Stored records:
[Start]

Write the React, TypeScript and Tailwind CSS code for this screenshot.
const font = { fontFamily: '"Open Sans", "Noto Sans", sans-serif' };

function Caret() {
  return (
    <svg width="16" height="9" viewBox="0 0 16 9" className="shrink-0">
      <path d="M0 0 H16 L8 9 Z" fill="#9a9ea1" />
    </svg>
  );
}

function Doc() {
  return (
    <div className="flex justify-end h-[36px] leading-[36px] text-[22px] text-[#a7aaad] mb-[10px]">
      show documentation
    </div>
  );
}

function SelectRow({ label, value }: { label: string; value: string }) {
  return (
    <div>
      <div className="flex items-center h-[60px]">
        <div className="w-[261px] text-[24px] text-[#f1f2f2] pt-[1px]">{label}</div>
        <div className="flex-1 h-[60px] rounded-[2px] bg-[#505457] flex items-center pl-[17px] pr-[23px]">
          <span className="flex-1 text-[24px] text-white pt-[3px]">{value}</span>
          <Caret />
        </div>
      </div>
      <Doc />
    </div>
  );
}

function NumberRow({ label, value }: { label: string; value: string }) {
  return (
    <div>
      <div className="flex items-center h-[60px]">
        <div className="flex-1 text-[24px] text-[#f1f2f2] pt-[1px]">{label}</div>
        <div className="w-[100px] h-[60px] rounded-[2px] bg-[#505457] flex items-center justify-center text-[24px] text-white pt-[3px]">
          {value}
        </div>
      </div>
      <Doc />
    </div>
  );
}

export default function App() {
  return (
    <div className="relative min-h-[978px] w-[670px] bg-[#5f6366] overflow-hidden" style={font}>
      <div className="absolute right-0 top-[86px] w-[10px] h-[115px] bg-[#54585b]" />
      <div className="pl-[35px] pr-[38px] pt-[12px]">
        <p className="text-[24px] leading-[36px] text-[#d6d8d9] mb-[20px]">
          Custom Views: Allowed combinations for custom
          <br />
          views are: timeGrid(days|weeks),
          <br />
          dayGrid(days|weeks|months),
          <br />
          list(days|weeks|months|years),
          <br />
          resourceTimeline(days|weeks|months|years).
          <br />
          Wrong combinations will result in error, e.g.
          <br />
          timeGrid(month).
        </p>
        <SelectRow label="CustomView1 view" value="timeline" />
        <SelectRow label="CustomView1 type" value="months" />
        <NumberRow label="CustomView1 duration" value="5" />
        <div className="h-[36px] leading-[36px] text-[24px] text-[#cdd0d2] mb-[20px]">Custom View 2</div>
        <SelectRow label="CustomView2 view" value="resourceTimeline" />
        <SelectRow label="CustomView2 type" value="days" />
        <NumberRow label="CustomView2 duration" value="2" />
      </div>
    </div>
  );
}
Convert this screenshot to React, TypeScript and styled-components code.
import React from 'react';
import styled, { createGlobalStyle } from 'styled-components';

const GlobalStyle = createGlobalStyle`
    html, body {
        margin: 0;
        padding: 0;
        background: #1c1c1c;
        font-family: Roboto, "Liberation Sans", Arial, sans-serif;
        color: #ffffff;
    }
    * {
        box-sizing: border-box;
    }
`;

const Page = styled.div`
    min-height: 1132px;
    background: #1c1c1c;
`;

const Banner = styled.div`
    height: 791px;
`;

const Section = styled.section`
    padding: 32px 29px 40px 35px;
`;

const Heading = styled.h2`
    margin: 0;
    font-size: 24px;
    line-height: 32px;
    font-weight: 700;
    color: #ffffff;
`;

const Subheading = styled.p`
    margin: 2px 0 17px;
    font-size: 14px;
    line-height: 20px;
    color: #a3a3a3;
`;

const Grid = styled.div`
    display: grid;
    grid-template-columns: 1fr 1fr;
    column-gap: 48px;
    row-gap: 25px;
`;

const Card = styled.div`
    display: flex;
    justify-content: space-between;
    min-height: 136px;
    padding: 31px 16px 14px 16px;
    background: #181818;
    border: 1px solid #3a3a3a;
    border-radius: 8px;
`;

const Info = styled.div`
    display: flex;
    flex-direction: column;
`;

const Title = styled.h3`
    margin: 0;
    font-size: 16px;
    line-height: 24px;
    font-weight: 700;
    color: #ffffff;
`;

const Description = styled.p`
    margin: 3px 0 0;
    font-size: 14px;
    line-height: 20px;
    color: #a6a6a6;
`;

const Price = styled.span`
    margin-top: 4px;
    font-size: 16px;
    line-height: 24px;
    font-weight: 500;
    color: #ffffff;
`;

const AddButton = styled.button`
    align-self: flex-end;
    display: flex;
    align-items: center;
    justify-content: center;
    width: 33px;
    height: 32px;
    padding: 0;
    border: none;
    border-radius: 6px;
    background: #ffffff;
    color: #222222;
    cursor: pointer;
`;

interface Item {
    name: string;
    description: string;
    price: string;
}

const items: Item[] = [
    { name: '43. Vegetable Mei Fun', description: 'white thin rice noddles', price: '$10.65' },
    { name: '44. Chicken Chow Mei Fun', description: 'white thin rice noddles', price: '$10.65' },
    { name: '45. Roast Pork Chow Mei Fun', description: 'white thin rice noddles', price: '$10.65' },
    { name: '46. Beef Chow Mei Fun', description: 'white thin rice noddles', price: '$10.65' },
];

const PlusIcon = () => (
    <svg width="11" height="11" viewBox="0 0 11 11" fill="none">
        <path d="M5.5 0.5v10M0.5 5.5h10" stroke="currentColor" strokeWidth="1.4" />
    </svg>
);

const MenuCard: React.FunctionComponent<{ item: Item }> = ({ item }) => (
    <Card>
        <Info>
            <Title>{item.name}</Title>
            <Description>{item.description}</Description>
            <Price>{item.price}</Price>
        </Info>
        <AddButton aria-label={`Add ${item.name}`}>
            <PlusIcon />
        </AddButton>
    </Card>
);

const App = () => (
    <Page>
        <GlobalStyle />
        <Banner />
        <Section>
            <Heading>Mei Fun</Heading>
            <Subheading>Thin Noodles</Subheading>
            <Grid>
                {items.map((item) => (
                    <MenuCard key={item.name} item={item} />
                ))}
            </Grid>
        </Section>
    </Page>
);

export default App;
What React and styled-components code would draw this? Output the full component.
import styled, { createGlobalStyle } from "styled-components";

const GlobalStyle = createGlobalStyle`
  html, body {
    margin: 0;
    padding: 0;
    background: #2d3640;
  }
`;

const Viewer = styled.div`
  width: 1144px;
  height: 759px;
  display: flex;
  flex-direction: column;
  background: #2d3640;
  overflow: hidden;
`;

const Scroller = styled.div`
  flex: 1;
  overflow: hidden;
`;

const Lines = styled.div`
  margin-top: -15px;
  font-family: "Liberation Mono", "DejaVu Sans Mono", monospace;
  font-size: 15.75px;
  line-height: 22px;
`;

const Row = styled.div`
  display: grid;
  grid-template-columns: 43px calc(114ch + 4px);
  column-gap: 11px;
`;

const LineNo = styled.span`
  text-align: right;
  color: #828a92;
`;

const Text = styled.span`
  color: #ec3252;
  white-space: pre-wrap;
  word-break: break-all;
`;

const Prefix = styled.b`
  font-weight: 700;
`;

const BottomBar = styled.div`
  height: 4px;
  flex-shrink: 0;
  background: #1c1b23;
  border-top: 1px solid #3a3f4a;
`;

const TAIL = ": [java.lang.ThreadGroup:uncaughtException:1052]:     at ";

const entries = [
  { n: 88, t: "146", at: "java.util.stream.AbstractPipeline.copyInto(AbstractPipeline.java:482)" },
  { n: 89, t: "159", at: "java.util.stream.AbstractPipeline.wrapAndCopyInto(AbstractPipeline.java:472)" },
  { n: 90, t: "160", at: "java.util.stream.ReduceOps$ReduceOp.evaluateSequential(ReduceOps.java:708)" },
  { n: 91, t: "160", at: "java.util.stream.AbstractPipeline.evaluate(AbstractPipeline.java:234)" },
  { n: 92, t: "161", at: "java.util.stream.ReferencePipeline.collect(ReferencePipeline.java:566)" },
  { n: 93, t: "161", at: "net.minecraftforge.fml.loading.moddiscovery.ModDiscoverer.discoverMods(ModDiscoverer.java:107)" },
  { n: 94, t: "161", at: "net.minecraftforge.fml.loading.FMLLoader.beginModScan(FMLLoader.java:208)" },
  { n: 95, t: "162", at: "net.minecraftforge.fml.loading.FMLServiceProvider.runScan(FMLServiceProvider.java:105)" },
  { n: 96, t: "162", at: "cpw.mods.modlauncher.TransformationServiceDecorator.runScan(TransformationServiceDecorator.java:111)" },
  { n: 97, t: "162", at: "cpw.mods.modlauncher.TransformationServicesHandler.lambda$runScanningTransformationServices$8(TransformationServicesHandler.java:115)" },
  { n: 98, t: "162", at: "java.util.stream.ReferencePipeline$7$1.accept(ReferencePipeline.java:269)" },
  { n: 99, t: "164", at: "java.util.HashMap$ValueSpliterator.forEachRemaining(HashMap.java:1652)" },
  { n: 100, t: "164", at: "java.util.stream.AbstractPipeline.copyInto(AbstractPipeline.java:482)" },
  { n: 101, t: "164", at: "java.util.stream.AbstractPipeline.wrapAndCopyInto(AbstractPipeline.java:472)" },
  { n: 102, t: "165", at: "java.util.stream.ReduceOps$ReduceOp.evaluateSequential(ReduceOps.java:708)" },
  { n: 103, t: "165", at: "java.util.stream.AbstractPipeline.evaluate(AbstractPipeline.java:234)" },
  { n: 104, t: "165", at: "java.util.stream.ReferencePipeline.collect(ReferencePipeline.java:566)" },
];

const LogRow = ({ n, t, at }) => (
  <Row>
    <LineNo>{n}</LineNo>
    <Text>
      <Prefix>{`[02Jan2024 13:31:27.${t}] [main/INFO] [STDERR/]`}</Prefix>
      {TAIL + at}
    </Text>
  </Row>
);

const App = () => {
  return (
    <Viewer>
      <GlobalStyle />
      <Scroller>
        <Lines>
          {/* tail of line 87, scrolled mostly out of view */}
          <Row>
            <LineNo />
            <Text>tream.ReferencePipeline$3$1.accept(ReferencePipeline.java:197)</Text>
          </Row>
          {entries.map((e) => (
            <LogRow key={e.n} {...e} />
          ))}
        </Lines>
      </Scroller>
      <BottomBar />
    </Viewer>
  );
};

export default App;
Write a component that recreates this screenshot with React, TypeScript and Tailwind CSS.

[End]

> [Short task]:
How many lines in the listing above contain the string "React"? Answer with the number only.

> [Answer to this exercise]:
6